Très bien, Laurence a beaucoup de qualités. Elle a bien préparé le terrain. Elle est efficace et organisée. Elle a du talent. Elle a baigné dans la BD belge depuis l'enfance. Nos obsessions chromatiques sont différentes mais on s'est enrichies de cette collaboration en unissant nos forces. Vous dire aussi que les couleurs en aplat, comme la ligne claire, demandent exigence et rigueur. C'est un travail sans filet et sans fard. Aujourd'hui, très peu de coloristes le font parce que c'est plus difficiles. Laurence et moi avions de la pratique dans cette technique.

Laurence a, entre autres, réalisé les couleurs du dernier Spirou. Je lui prédis un bel avenir dans ce domaine. Les coloristes devraient avoir une plus grande reconnaissance. Entre leur statut et l'importance des couleurs dans une BD, le décalage est trop grand. La couleur est aussi un langage, vous savez.

Quelques albums de Jacobs m'ont inspirée bien que les couleurs des re-publications soient rarement d'origine. "La Marque Jaune" ou "Le Mystère de la Grande Pyramide" sont les albums que j'ai le plus feuilletés, Laurence aussi, sans concertation. Concernant les couleurs en particulier, j'ai trouvé "L'affaire du Collier" très intéressant. Par la suite, j'ai appris qu'il avait été critiqué à l'époque, l'angle pris était audacieux.

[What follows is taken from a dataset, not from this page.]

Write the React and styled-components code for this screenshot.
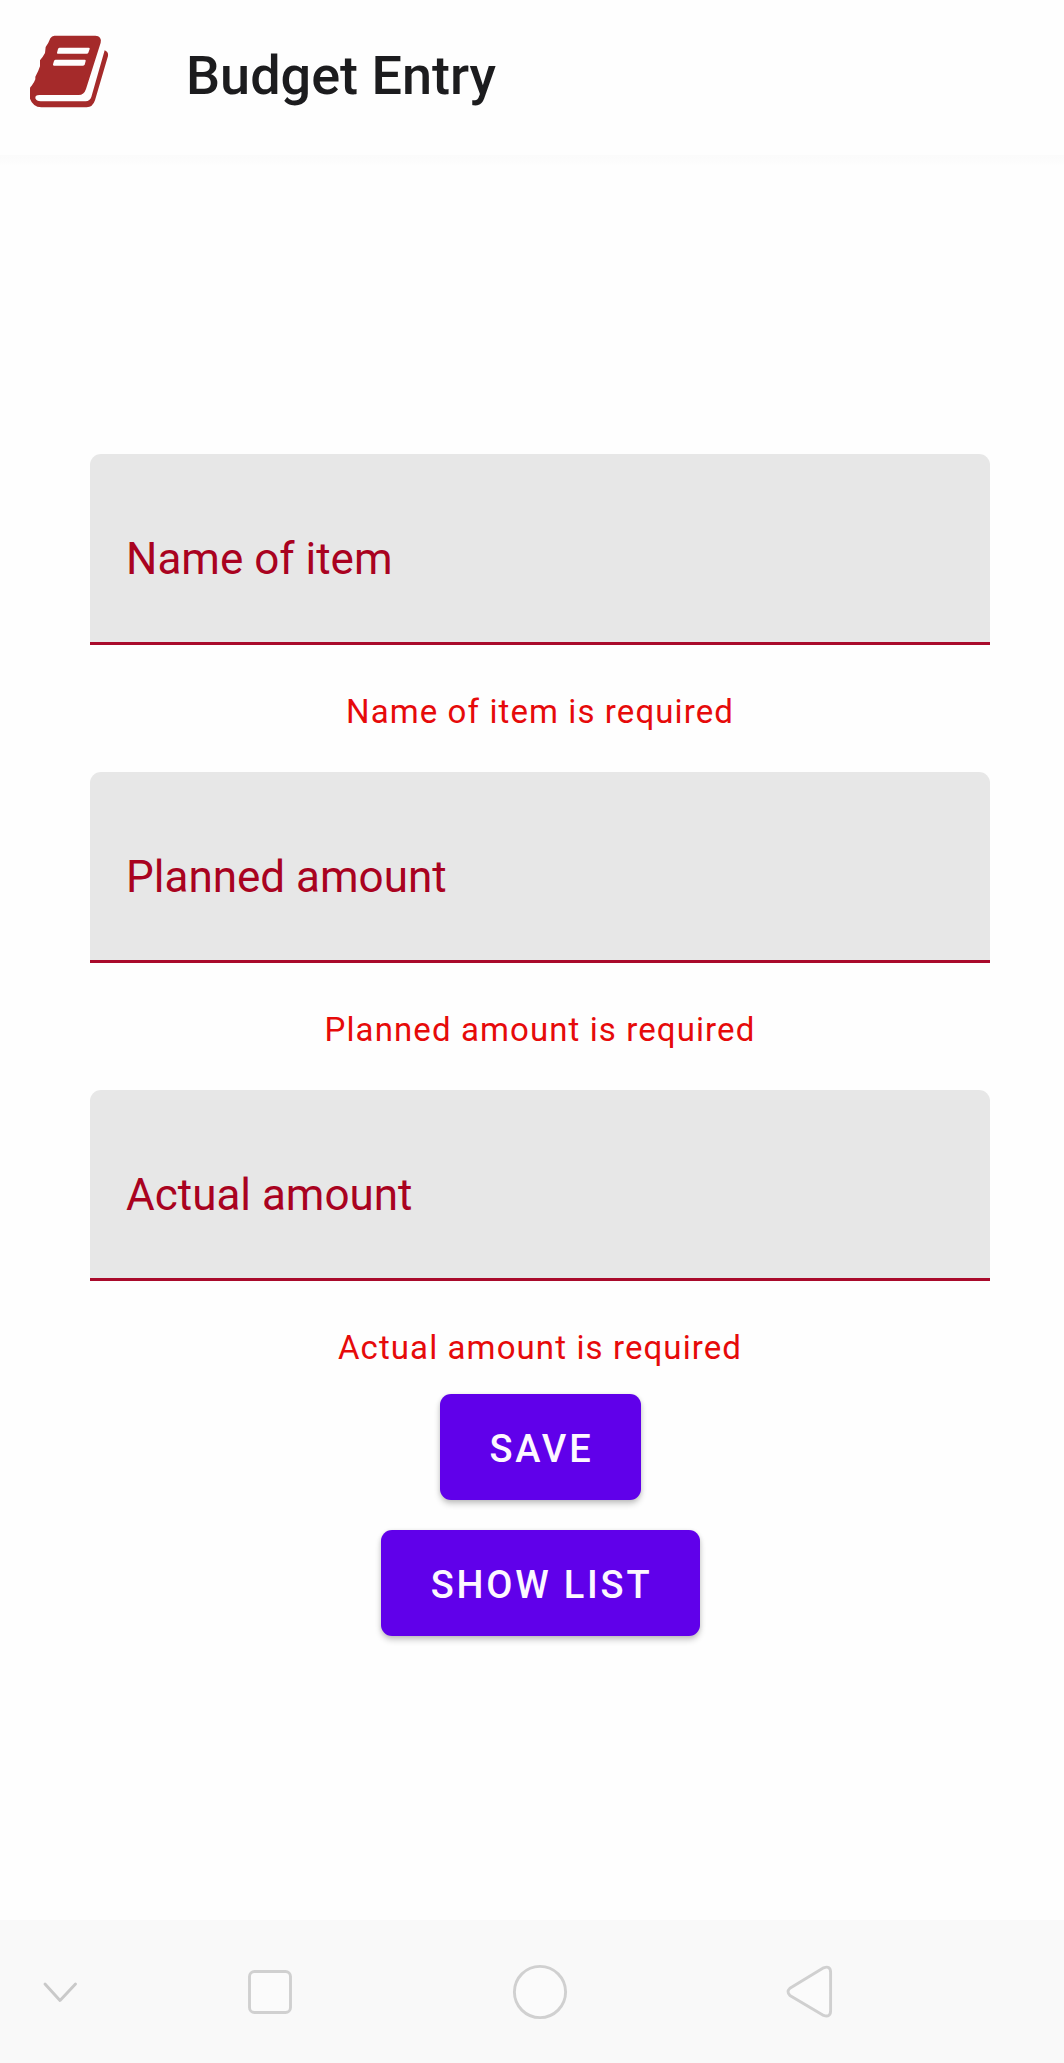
import React from "react";
import styled, { createGlobalStyle } from "styled-components";

const GlobalStyle = createGlobalStyle`
  *, *::before, *::after { box-sizing: border-box; }
  body { margin: 0; background: #fefefe; font-family: Roboto, "Liberation Sans", sans-serif; }
`;

const Screen = styled.div`
  display: flex;
  flex-direction: column;
  width: 1064px;
  height: 2063px;
  overflow: hidden;
  background: #fefefe;
`;

const AppBar = styled.header`
  display: flex;
  align-items: center;
  flex: none;
  height: 155px;
  padding: 0 0 5px 20px;
`;

const BookIcon = styled.svg`
  width: 100px;
  height: 100px;
  margin-top: -10px;
  flex: none;
`;

const Title = styled.h1`
  margin: 1px 0 0 66px;
  font-size: 54px;
  font-weight: 500;
  line-height: 64px;
  color: #1c1c1e;
  white-space: nowrap;
`;

const BarShadow = styled.div`
  flex: none;
  height: 11px;
  background: linear-gradient(#fbfbfb, #fcfcfc 50%, #fefefe);
`;

const Form = styled.main`
  display: flex;
  flex-direction: column;
  align-items: center;
  flex: 1;
  padding: 288px 74px 0 90px;
`;

const FieldGroup = styled.div`
  display: flex;
  flex-direction: column;
  width: 100%;
  height: 318px;
`;

const Field = styled.label`
  display: flex;
  align-items: center;
  height: 191px;
  padding: 22px 36px 0;
  border-bottom: 3px solid #a90a2b;
  border-radius: 11px 11px 0 0;
  background: #e7e7e7;
  color: #a90220;
  font-size: 44px;
  line-height: 52px;
`;

const ErrorText = styled.p`
  margin: 47px 0 0;
  color: #e60a0a;
  font-size: 33px;
  line-height: 40px;
  letter-spacing: 1.1px;
  text-align: center;
`;

const Actions = styled.div`
  display: flex;
  flex-direction: column;
  align-items: center;
  gap: 30px;
  margin-top: -14.5px;
`;

const Button = styled.button`
  width: ${(p) => p.$width}px;
  height: 106px;
  padding: 4px 0 0 3px;
  border: 0;
  border-radius: 11px;
  background: #6000ea;
  box-shadow: 0 4px 6px rgba(0, 0, 0, 0.2), 0 1px 4px rgba(0, 0, 0, 0.1);
  color: #fdf8ff;
  font-family: inherit;
  font-size: 38px;
  font-weight: 500;
  line-height: 46px;
  letter-spacing: 2.8px;
  white-space: nowrap;
`;

const NavBar = styled.nav`
  display: flex;
  align-items: center;
  flex: none;
  height: 143px;
  background: #f9f9f9;
`;

const NavItem = styled.div`
  display: flex;
  justify-content: center;
  width: ${(p) => p.$width}px;
`;

const NavIcon = styled.svg`
  width: 60px;
  height: 60px;
  fill: #fbfbfb;
  stroke: #d0d0d0;
  stroke-width: 2.9;
  stroke-linecap: round;
  stroke-linejoin: round;
`;

const fields = ["Name of item", "Planned amount", "Actual amount"];

export default function App() {
  return (
    <>
      <GlobalStyle />
      <Screen>
        <AppBar>
          <BookIcon viewBox="0 0 300 300" aria-hidden="true">
            <path
              fill="#a52a2a"
              d="M105 47H226Q246 48 242 68L198 207Q192 225 176 225H58Q45 225 46 235Q49 244 62 244H197Q210 243 214 231L254 91Q266 96 264 108L225 241Q218 262 200 262H64Q38 260 30 236V206Q29 201 35 197Q43 187 46 178V170Q55 155 60 139V121Q68 112 75 99L77 81Q86 69 91 55Q96 46 105 47Z"
            />
            <path
              fill="#fefefe"
              d="M119 83H206Q210 83 209 87L205 98Q204 101 200 101H114Q110 101 111 98L114 87Q116 83 119 83ZM107 119H194Q198 119 197 123L194 134Q192 137 188 137H102Q98 137 99 133L102 123Q104 119 107 119Z"
            />
          </BookIcon>
          <Title>Budget Entry</Title>
        </AppBar>
        <BarShadow />
        <Form>
          {fields.map((name) => (
            <FieldGroup key={name}>
              <Field>{name}</Field>
              <ErrorText>{name} is required</ErrorText>
            </FieldGroup>
          ))}
          <Actions>
            <Button $width={201}>SAVE</Button>
            <Button $width={319}>SHOW LIST</Button>
          </Actions>
        </Form>
        <NavBar>
          <NavItem $width={120}>
            <NavIcon viewBox="0 0 60 60">
              <path d="M15 22L30 38.5L45.5 22" fill="none" stroke="#c9c9c9" />
            </NavIcon>
          </NavItem>
          <NavItem $width={300}>
            <NavIcon viewBox="0 0 60 60">
              <rect x="9.5" y="9.5" width="41" height="41" rx="5" />
            </NavIcon>
          </NavItem>
          <NavItem $width={240}>
            <NavIcon viewBox="0 0 60 60">
              <circle cx="30" cy="30" r="25.6" />
            </NavIcon>
          </NavItem>
          <NavItem $width={300}>
            <NavIcon viewBox="0 0 60 60">
              <path d="M9.9 26.2L43.6 5.8Q50.6 3.2 50.6 10.5V48.5Q50.6 55.8 43.6 53.4L9.9 33.4Q6.2 29.8 9.9 26.2Z" />
            </NavIcon>
          </NavItem>
        </NavBar>
      </Screen>
    </>
  );
}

Qui a dessiné la couverture de l'album ?
Je l'ai dessinée.

Est-ce tiré d'une case ou bien une composition originale ?
Elle est inspirée d'un croquis de René qu'il avait fait dans le découpage, tout à la fin.

Pourquoi ce choix "osé" : sombre et aucun personnage visible, juste Mortimer de dos ?
En voyant la dernière case de l'album en esquisse, Jean Van Hamme s'est dit qu'elle ferait une bonne couve. Il pense que les personnages de dos marchent bien en couverture. je suis d'accord avec lui. Ca a quelque chose d'énigmatique. J'aurais préféré voir Mortimer plus de dos encore, comme il l'est dans la dernière case de l'album. Seulement, il fallait qu'il soit immédiatement reconnaissable. Concernant les couleurs, je la voyais plus foncée encore, dans une ambiance plus clair-obscur. Selon le marketing, la lisibilité doit primer, c'est un argument irréfutable.